Around the same time I was leaving IRC, Slack was just starting to take off.  Since then, Slack has come to dominate the space once occupied by tools like irc.  As I write this, Slack is in the process of doing its IPO, with an impressive $400M in revenue last year.  Slack is popular.

When I gave up irc, I really didn't want to start in on another version of the same thing.  I've used it a lot out of necessity, and even in my open source classes as a way to expose my students to it, so they'll know how it works.  But I've never really found it compelling.  Slack is a better irc, there's no doubt.  But it's also not what I loved about irc.mozilla.org.

Mike writes that he's in the process of evaluating possible replacements for irc within Mozilla.  I think it's great that he and Mozilla are wrestling with this.  I wish more open source projects would do it, too.  Having a way to get deeply engaged with a community is important, especially one as large as Mozilla.
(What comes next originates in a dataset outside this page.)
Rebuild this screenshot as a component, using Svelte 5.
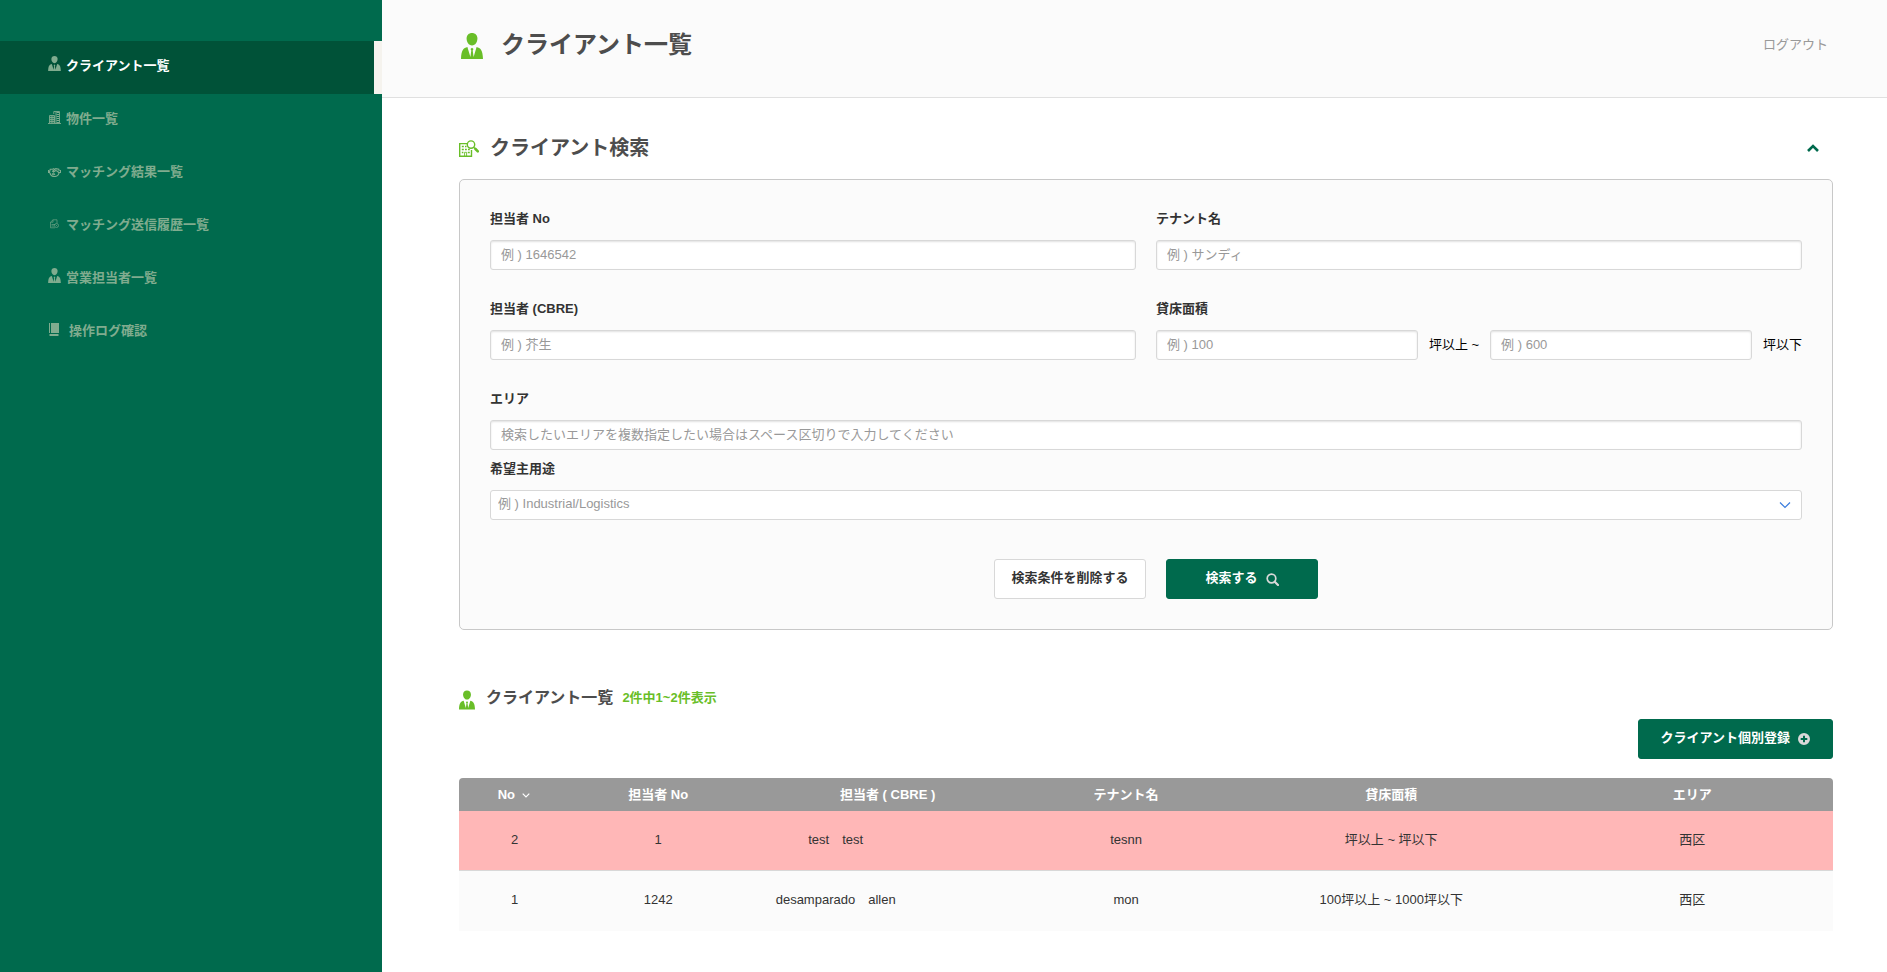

Whatever product or tool gets chosen, it needs to allow people to join without being invited.  Tools like Slack do a great job with authentication and managing identity.  But to achieve it they rely on gatekeeping.  I wasn't the typical person who used irc.mozilla.org when I started; but by using it for a long time, I made it a different place.  It's really important that any tool like this does more than just support the in-groups (e.g., employees, core contributors, etc).  It's also really important that any tool like this does better than create out-groups.

/quit

IRC was a critical part of my beginnings in open source.  I loved it.  I still miss many of the friends I used to talk to daily.  I miss having people ping me.  As I work with my open source students, I think a lot about what I'd do if I was starting today.  It's not possible to follow the same path I took.  The conclusion I've come to is that the only way to get started is to focus on connecting with people.  In the end, the tools don't matter, they change.  But the people matter a lot, and we should put all of our effort into building relationships with them.